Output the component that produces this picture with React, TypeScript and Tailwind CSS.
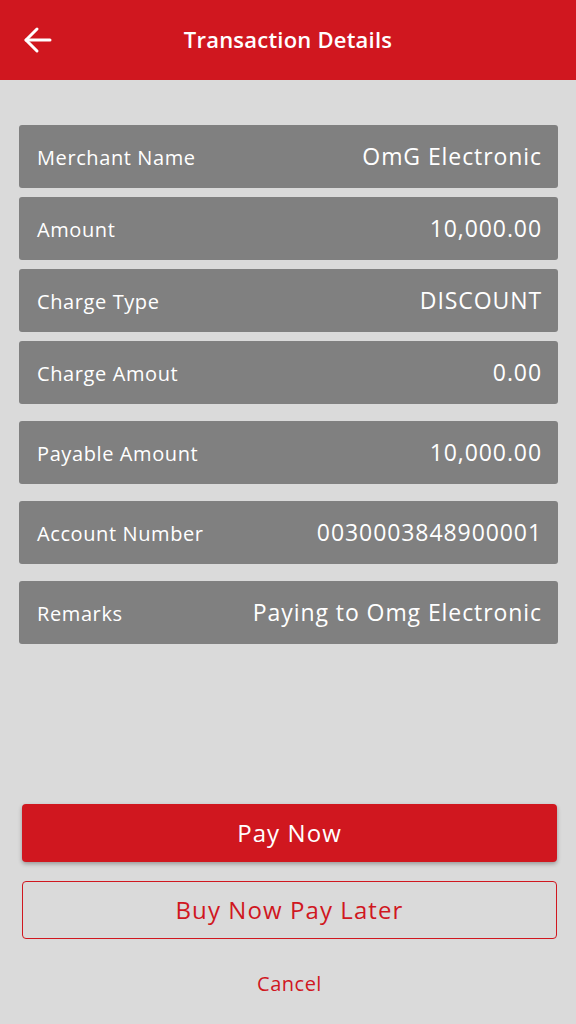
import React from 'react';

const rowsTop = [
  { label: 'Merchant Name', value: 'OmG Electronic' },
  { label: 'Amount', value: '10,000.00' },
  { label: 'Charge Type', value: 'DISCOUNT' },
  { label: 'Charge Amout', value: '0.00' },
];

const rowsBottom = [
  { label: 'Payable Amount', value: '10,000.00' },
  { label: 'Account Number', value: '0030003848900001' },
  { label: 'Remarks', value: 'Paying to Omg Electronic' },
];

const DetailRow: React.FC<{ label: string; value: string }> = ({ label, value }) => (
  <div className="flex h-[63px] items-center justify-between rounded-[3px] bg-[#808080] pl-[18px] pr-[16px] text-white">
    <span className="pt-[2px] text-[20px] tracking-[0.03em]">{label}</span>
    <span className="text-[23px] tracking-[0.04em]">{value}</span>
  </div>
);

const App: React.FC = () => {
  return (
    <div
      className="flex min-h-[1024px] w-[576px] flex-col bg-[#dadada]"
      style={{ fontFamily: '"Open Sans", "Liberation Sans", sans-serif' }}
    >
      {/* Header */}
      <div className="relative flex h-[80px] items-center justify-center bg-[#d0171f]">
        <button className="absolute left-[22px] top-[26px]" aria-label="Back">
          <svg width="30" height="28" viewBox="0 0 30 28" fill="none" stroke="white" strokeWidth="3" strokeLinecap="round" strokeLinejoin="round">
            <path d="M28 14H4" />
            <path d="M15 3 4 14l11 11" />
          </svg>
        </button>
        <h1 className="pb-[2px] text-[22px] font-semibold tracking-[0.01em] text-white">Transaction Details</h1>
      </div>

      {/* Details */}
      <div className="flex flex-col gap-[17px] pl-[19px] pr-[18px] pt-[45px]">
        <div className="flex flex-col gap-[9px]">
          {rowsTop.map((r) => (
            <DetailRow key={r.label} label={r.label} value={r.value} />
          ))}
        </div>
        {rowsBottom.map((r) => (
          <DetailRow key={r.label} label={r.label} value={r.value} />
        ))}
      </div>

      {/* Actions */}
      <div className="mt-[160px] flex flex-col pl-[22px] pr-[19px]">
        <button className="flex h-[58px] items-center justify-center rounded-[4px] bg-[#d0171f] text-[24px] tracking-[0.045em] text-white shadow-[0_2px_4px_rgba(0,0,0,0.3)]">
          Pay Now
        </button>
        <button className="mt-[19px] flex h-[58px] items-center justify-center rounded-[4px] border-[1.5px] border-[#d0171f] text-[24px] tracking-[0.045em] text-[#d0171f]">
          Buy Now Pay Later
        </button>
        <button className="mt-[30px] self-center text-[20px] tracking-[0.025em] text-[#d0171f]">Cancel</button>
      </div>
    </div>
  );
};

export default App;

########

Task requirements: Search the data above for the string "React" and copy each line that has it.

The output:
Output the component that produces this picture with React, TypeScript and Tailwind CSS.
import React from 'react';
const DetailRow: React.FC<{ label: string; value: string }> = ({ label, value }) => (
const App: React.FC = () => {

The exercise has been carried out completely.